Date last modified: 10/13/2020
Contributors: Nicole Jeffery
Algorithmic Formulations
None. Code implementation was completed in v1, A13 Interactions With Surface Models - Aerosol Interactions with Ice Design Document
Date last modified:
Contributors: Nicole Jeffery
Design and Implementation
None. See A13 Interactions With Surface Models - Aerosol Interactions with Ice Design Document
Date last modified:
Contributors: Nicole Jeffery
Planned Verification and Unit Testing
Verification and Unit Testing: restartability and parallelism
MPAS-SI already has regression, restartability and parallelism tests for aerosols in the testsuites (testsuite.aerosol_shortwave.xml) . These are tested currently in MPAS-SI with each new PR. Ocean-sea ice simulations with constant atmospheric aerosol fluxes were completed and tested for restartability, parallelism, and stability during v1 development.
Date last modified:
Contributors: Nicole Jeffery
Planned Validation Testing
Validation Testing: Comparison of fully coupled run with models and literature
Date last modified:10/13/2020
Contributors: Nicole Jeffery
In order to validate dynamic and seasonally varying aerosol fluxes on sea ice, we will use a 30 year fully coupled control 30 from the v2 WC spin-up and a 30 year fully coupled simulation with two black carbon tracer groups, four dust groups in the modal aerosol configuration with radiative feed-backs in MPAS-SI. We expect only minor impact in the Southern Ocean and so focus validation on Arctic sea ice. Results will be compared with the following sources.
For black carbon mass ratios in Arctic sea ice:
Doherty, S. J., Steele, M., Rigor, I., and Warren, S. G. (2015), Interannual variations of light‐absorbing particles in snow on Arctic sea ice, J. Geophys. Res. Atmos., 120, 11,391– 11,400, doi:10.1002/2015JD024018.
For climate impacts of aerosols in Arctic sea ice:
Holland, M. M., D. A. Bailey, B. P. Briegleb, B. Light, and E. Hunke, 2012: Improved Sea Ice Shortwave Radiation Physics in CCSM4: The Impact of Melt Ponds and Aerosols on Arctic Sea Ice. J. Climate, 25, 1413–1430, https://doi.org/10.1175/JCLI-D-11-00078.1.

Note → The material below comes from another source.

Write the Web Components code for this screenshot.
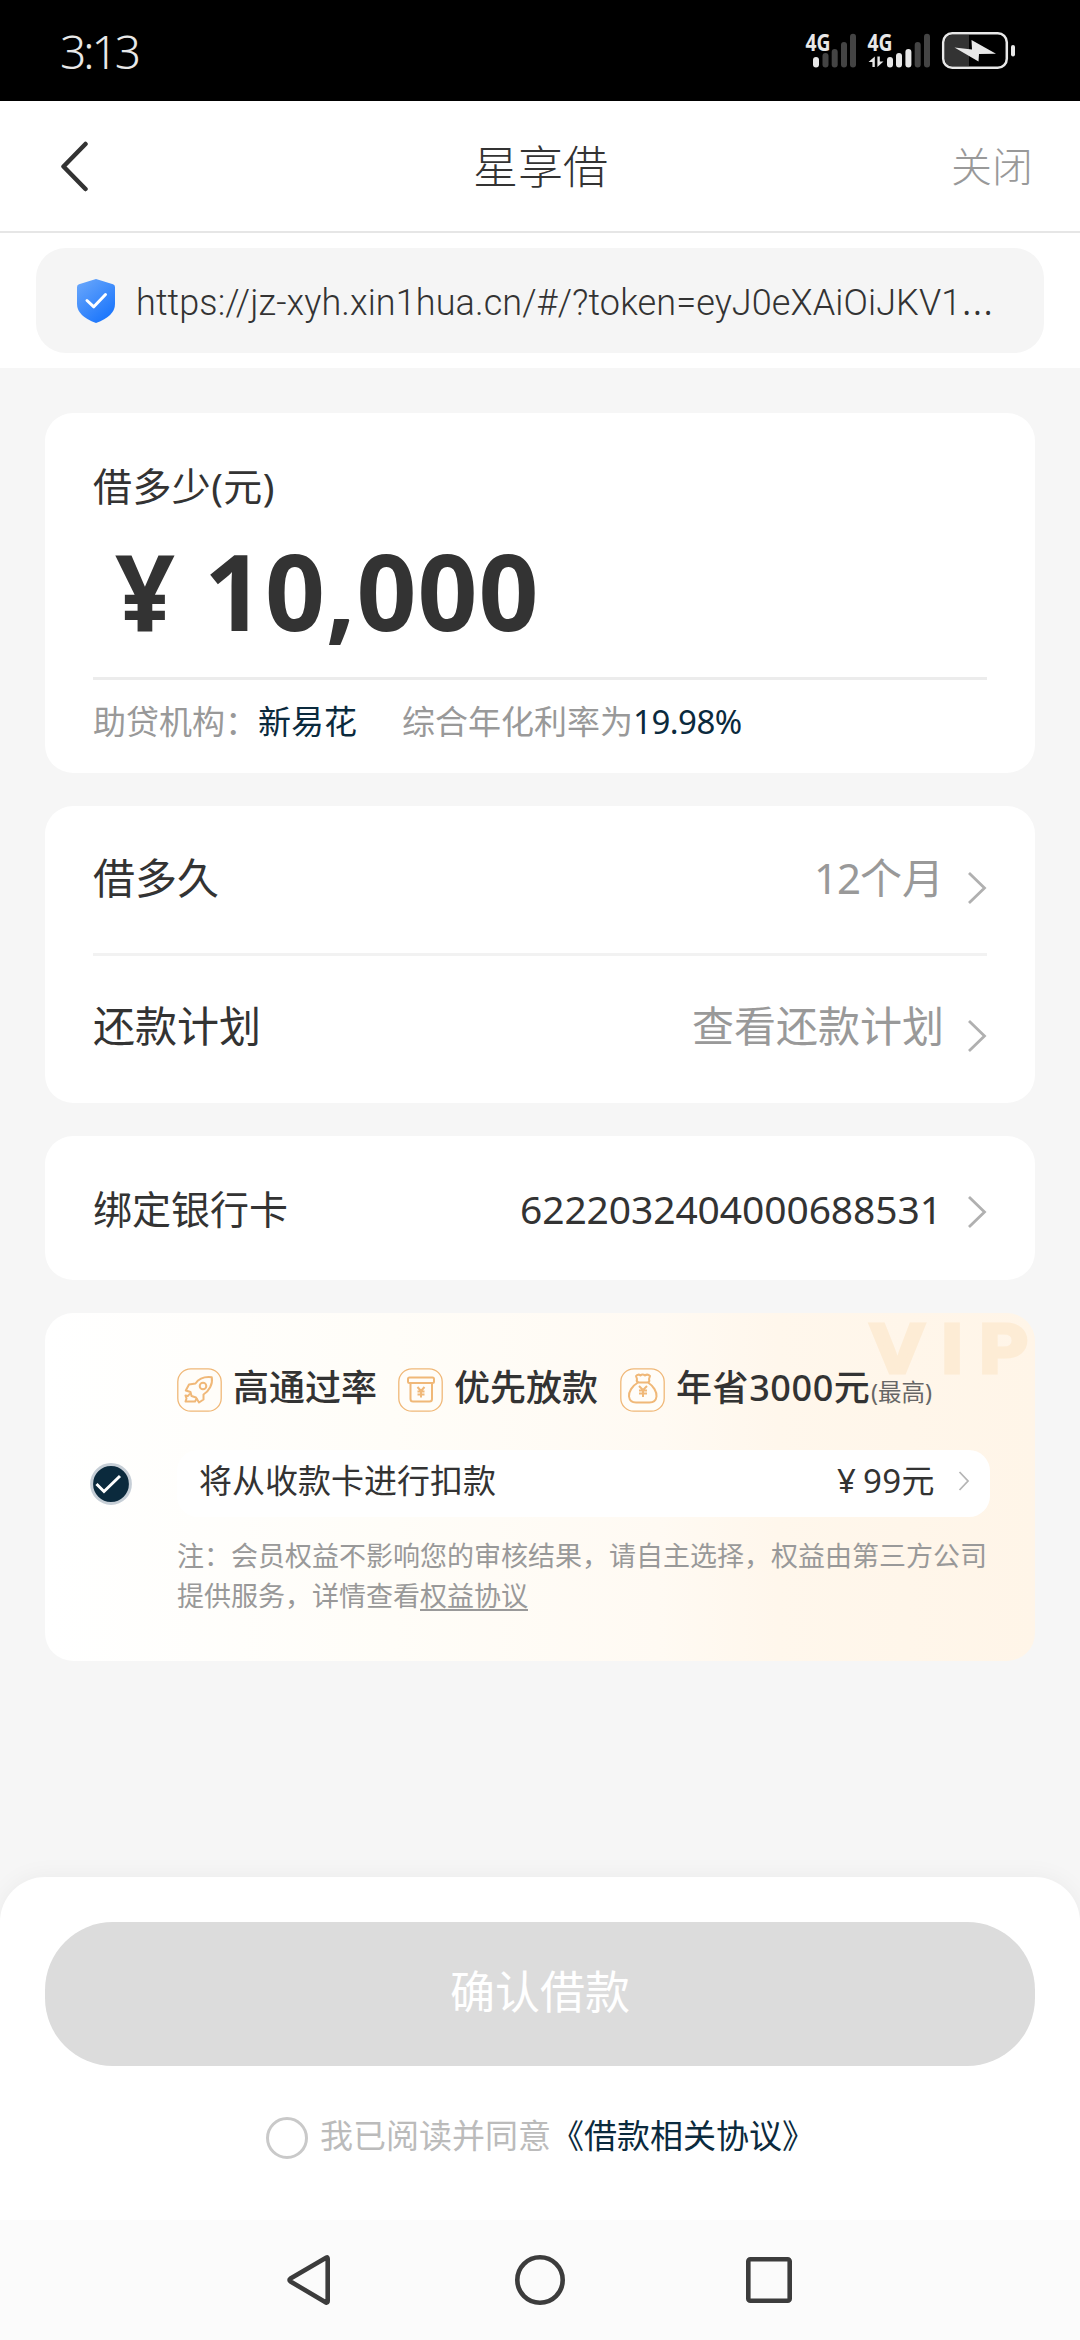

Planned Performance Testing
Performance Testing: short-desciption-of-testing-here
Date last modified:10/13/2020
Contributors: Nicole Jeffery
We'll use the same fully coupled run to contrast computational expense. It is expected that additional aerosols in sea ice snow and ice layers will increase computational cost. If prohibitive, we would consider reducing the cost by testing the impact of reduced set of dust/BC tracers.